In my moms “you’ll always have me”.
There is dark, but there is also light. I think denying either one shrivels us. We have to name the dark, when it’s here. And we have to name the light, when it’s here.
Sometimes, it’s more one than the other. Right now, I’m missing a particular light in my life; it used to be here everyday, brightening what it felt like to be alive. It got really dark, in his absence. But others came with a candle, and helped me look at the dark corners, take inventory of the parts of me that had been waiting, trembling, buried in those corners.
I’m not saying that my partner leaving was a good thing; that would deny the pain and suffering. But I also can’t call it a bad thing; that would deny the love that has found me even in this dark place, that reached parts of me I wasn’t seeing in the light. I can only say what is true:
This is so painful. Most days I don’t want to be awake. I lost the person who is home.

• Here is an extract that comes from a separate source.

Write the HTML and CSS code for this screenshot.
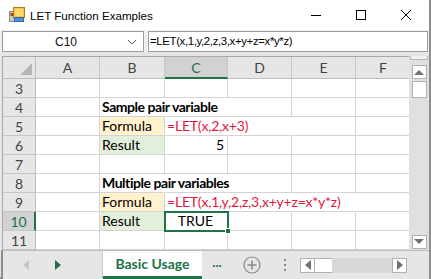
FILE: index.html
```html
<!DOCTYPE html>
<html lang="en">
<head>
    <meta charset="UTF-8">
    <title>LET Function Examples</title>
    <link rel="stylesheet" href="styles.css">
</head>
<body>

<div class="window">
    <div class="titlebar">
        <svg class="app-icon" width="16" height="16" viewBox="0 0 16 16">
            <rect x="0.5" y="4.5" width="5" height="10" fill="#c8c8c8" stroke="#8a8a8a"/>
            <rect x="1.5" y="6" width="3" height="3" fill="#c0392b"/>
            <rect x="4.5" y="0.5" width="11" height="10" fill="#f5c242" stroke="#b07d12"/>
            <rect x="6" y="2" width="8" height="7" fill="#fbd96a"/>
            <rect x="5.5" y="10.5" width="9" height="4" fill="#4f8fd6" stroke="#2e6ab3"/>
        </svg>
        <span class="title">LET Function Examples</span>
        <div class="controls">
            <span class="ctl"><svg width="12" height="12" viewBox="0 0 12 12"><path d="M1 6.5h10" stroke="#000" stroke-width="1"/></svg></span>
            <span class="ctl"><svg width="12" height="12" viewBox="0 0 12 12"><rect x="1.5" y="1.5" width="9" height="9" fill="none" stroke="#000"/></svg></span>
            <span class="ctl"><svg width="12" height="12" viewBox="0 0 12 12"><path d="M1 1l10 10M11 1L1 11" stroke="#000" stroke-width="1"/></svg></span>
        </div>
    </div>

    <div class="formulabar">
        <div class="namebox">
            <span class="ref">C10</span>
            <svg class="chev" width="10" height="6" viewBox="0 0 10 6"><path d="M1 1l4 4 4-4" fill="none" stroke="#555"/></svg>
        </div>
        <div class="fx">=LET(x,1,y,2,z,3,x+y+z=x*y*z)</div>
    </div>

    <div class="workarea">
        <div class="sheet">
            <div class="corner"><svg width="12" height="12" viewBox="0 0 12 12"><path d="M12 0V12H0z" fill="#b4b4b4"/></svg></div>
            <div class="colhdr">A</div>
            <div class="colhdr">B</div>
            <div class="colhdr sel">C</div>
            <div class="colhdr">D</div>
            <div class="colhdr">E</div>
            <div class="colhdr">F</div>

            <div class="rowhdr">3</div>
            <div class="cell"></div><div class="cell"></div><div class="cell"></div><div class="cell"></div><div class="cell"></div><div class="cell"></div>

            <div class="rowhdr">4</div>
            <div class="cell"></div>
            <div class="cell heading">Sample pair variable</div>
            <div class="cell covered"></div><div class="cell"></div><div class="cell"></div><div class="cell"></div>

            <div class="rowhdr">5</div>
            <div class="cell"></div>
            <div class="cell label orange">Formula</div>
            <div class="cell formula">=LET(x,2,x+3)</div>
            <div class="cell covered"></div><div class="cell"></div><div class="cell"></div>

            <div class="rowhdr">6</div>
            <div class="cell"></div>
            <div class="cell label green">Result</div>
            <div class="cell num">5</div>
            <div class="cell"></div><div class="cell"></div><div class="cell"></div>

            <div class="rowhdr">7</div>
            <div class="cell"></div><div class="cell"></div><div class="cell"></div><div class="cell"></div><div class="cell"></div><div class="cell"></div>

            <div class="rowhdr">8</div>
            <div class="cell"></div>
            <div class="cell heading">Multiple pair variables</div>
            <div class="cell covered"></div><div class="cell"></div><div class="cell"></div><div class="cell"></div>

            <div class="rowhdr">9</div>
            <div class="cell"></div>
            <div class="cell label orange">Formula</div>
            <div class="cell formula">=LET(x,1,y,2,z,3,x+y+z=x*y*z)</div>
            <div class="cell covered"></div><div class="cell covered"></div><div class="cell"></div>

            <div class="rowhdr sel">10</div>
            <div class="cell"></div>
            <div class="cell label green">Result</div>
            <div class="cell active">TRUE<span class="handle"></span></div>
            <div class="cell"></div><div class="cell"></div><div class="cell"></div>

            <div class="rowhdr">11</div>
            <div class="cell"></div><div class="cell"></div><div class="cell"></div><div class="cell"></div><div class="cell"></div><div class="cell"></div>
        </div>

        <div class="vscroll">
            <div class="split"></div>
            <div class="sbtn"><svg width="10" height="6" viewBox="0 0 10 6"><path d="M0 6L5 1 10 6z" fill="#707070"/></svg></div>
            <div class="vthumb"></div>
            <div class="vtrack"></div>
            <div class="sbtn"><svg width="10" height="6" viewBox="0 0 10 6"><path d="M0 0L5 5 10 0z" fill="#707070"/></svg></div>
        </div>
    </div>

    <div class="tabbar">
        <div class="nav">
            <svg width="6" height="10" viewBox="0 0 6 10"><path d="M6 0V10L0 5z" fill="#c4c4c4"/></svg>
            <svg width="6" height="10" viewBox="0 0 6 10"><path d="M0 0V10L6 5z" fill="#217346"/></svg>
        </div>
        <div class="tab">Basic Usage</div>
        <div class="more">...</div>
        <svg class="addsheet" width="18" height="18" viewBox="0 0 18 18">
            <circle cx="9" cy="9" r="8" fill="none" stroke="#8a8a8a" stroke-width="1.2"/>
            <path d="M9 4.5v9M4.5 9h9" stroke="#8a8a8a" stroke-width="1.6"/>
        </svg>
        <div class="grip"><span></span><span></span><span></span></div>
        <div class="hscroll">
            <div class="hbtn"><svg width="6" height="10" viewBox="0 0 6 10"><path d="M6 0V10L0 5z" fill="#707070"/></svg></div>
            <div class="hthumb"></div>
            <div class="htrack"></div>
            <div class="hbtn"><svg width="6" height="10" viewBox="0 0 6 10"><path d="M0 0V10L6 5z" fill="#707070"/></svg></div>
        </div>
    </div>
</div>

</body>
</html>
```

FILE: styles.css
```css
* { margin: 0; padding: 0; box-sizing: border-box; }
body { width: 431px; height: 279px; overflow: hidden; background: #fff; font-family: 'Lato', 'Liberation Sans', sans-serif; }

.window {
    width: 431px; height: 279px;
    background: #e6e6e6;
    border-right: 2px solid #8c8c8c;
    border-bottom: 2px solid #8c8c8c;
    display: flex; flex-direction: column;
}

/* title bar */
.titlebar {
    height: 30px; background: #fff;
    display: flex; align-items: center;
    padding-left: 9px;
}
.app-icon { margin-right: 5px; }
.title { font-family: 'Liberation Sans', sans-serif; font-size: 11.6px; color: #000; }
.controls { margin-left: auto; display: flex; height: 30px; }
.ctl { width: 45px; display: flex; align-items: center; justify-content: center; }
.ctl:last-child { width: 46px; }

/* formula bar */
.formulabar {
    height: 22px; display: flex; gap: 4px;
    padding: 1px 1px 0 2px;
    background: #f0f0f0;
}
.namebox {
    width: 142px; height: 21px;
    background: #fff; border: 1px solid #9c9c9c;
    display: flex; align-items: center; position: relative;
}
.namebox .ref {
    flex: 1; text-align: center;
    font-family: 'Liberation Sans', sans-serif; font-size: 12px; color: #111;
    padding-left: 2px;
}
.namebox .chev { margin-right: 6px; }
.fx {
    flex: 1; height: 21px;
    background: #fff; border: 1px solid #9c9c9c;
    font-family: 'Liberation Sans', sans-serif; font-size: 11.4px; letter-spacing: -0.35px;
    color: #000; line-height: 19px; padding-left: 1px;
}

/* sheet */
.workarea {
    display: flex; padding-top: 4px;
    height: 200px;
}
.sheet {
    display: grid;
    grid-template-columns: 33px 64px 65px 63px 64px 64px 55px;
    grid-template-rows: 22px repeat(9, 19px);
    background: #fff;
    border-top: 1px solid #a8a8a8;
    border-left: 1px solid #a8a8a8;
    width: 408px;
    margin-left: 2px;
    overflow: hidden;
    font-size: 14px;
}
.corner {
    background: #e6e6e6; border-right: 1px solid #bdbdbd; border-bottom: 1px solid #bdbdbd;
    display: flex; align-items: flex-end; justify-content: flex-end; padding: 0 3px 3px 0;
}
.colhdr {
    background: #e6e6e6; color: #444;
    border-right: 1px solid #c6c6c6; border-bottom: 1px solid #bdbdbd;
    text-align: center; line-height: 22px; font-size: 14px;
}
.colhdr.sel { background: #d2d2d2; color: #217346; border-bottom: 2px solid #217346; }
.rowhdr {
    background: #e6e6e6; color: #444;
    border-right: 1px solid #bdbdbd; border-bottom: 1px solid #c6c6c6;
    text-align: center; line-height: 19px; font-size: 14px;
}
.rowhdr.sel { background: #d2d2d2; color: #217346; border-right: 2px solid #217346; }

.cell {
    border-right: 1px solid #d4d4d4; border-bottom: 1px solid #d4d4d4;
    line-height: 18px; padding: 0 3px 0 2px; white-space: nowrap;
    color: #000; position: relative;
}
.heading { font-weight: bold; letter-spacing: -0.45px; overflow: visible; z-index: 1; border-right-color: transparent; }
.covered { border-right-color: transparent; }
.label.orange { background: #fff2cc; }
.label.green { background: #e2efda; }
.formula { color: #e3173e; letter-spacing: -0.2px; overflow: visible; z-index: 1; border-right-color: transparent; }
.num { text-align: right; }
.active {
    text-align: center;
    outline: 2px solid #217346; outline-offset: -1px;
    z-index: 2;
}
.handle {
    position: absolute; right: -4px; bottom: -4px;
    width: 6px; height: 6px; background: #217346; border: 1px solid #fff;
}

/* vertical scrollbar */
.vscroll {
    width: 20px; display: flex; flex-direction: column; align-items: center;
    background: #e0e0e0;
}
.split { width: 18px; height: 4px; background: #f0f0f0; border: 1px solid #b8b8b8; border-top: none; margin-bottom: 5px; }
.sbtn {
    width: 15px; height: 14px; background: #fff; border: 1px solid #b0b0b0;
    display: flex; align-items: center; justify-content: center;
}
.vthumb { width: 15px; height: 17px; background: #fff; border: 1px solid #b0b0b0; margin-top: 2px; }
.vtrack { flex: 1; }
.vscroll .sbtn:last-child { margin-bottom: 1px; }

/* tab bar */
.tabbar {
    flex: 1; display: flex; align-items: stretch;
    border-left: 2px solid #8c8c8c;
    border-top: 1px solid #bdbdbd;
    margin-left: 1px;
    background: #e6e6e6;
}
.nav {
    width: 100px; display: flex; align-items: center; gap: 26px;
    padding-left: 20px;
    border-right: 1px solid #c8c8c8;
}
.tab {
    width: 99px; background: #fff;
    border-bottom: 3px solid #217346;
    color: #217346; font-weight: bold; font-size: 14px;
    text-align: center; line-height: 25px;
}
.more { width: 30px; color: #217346; font-weight: bold; font-size: 13px; text-align: center; line-height: 22px; }
.addsheet { align-self: center; margin-left: 11px; }
.grip { width: 30px; margin-left: 9px; display: flex; flex-direction: column; align-items: center; justify-content: center; gap: 3px; }
.grip span { width: 2px; height: 2px; background: #8a8a8a; }
.hscroll {
    width: 107px; height: 15px; align-self: center;
    display: flex; background: #d8d8d8;
}
.hbtn {
    width: 15px; height: 15px; background: #fff; border: 1px solid #b0b0b0;
    display: flex; align-items: center; justify-content: center;
}
.hthumb { width: 17px; background: #fff; border-top: 1px solid #b0b0b0; border-bottom: 1px solid #b0b0b0; }
.htrack { flex: 1; }
```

This is changing me. I have more self compassion for the version of me that lived without rest and joy for so long. I’m learning to loosen my fearful grip on control. I’m allowing myself to need people, facing the terror of not being impenetrable, the terror of hurting, the terror of not being able to make it through my days without support. I feel my vulnerability, something I buried quickly and thoroughly at age seven; something that might be okay to beckon back into the light now.
I’m not going to say I’m glad this happened so I could grow in this way. That’s weighing my evolving against the presence of the person I love most deeply and asking me which I value more; I won’t answer that, because it’s an impossible choice. I will only say I’m growing, and I miss him. His absence is planet sized.
I guess what I’m saying is, faith doesn’t protect me. I have suffered, and I will suffer more. Faith is just seeing that the Deeper Current is always there, too.
For now, this is what I have; an instruction booklet of my own making, one that I chose. It is far emptier than its predecessor, but I am learning to be less afraid of that and more open hearted to the colors and textures that have started to appear. And maybe it’s more of a story, than instruction. A story of a Deeper Current.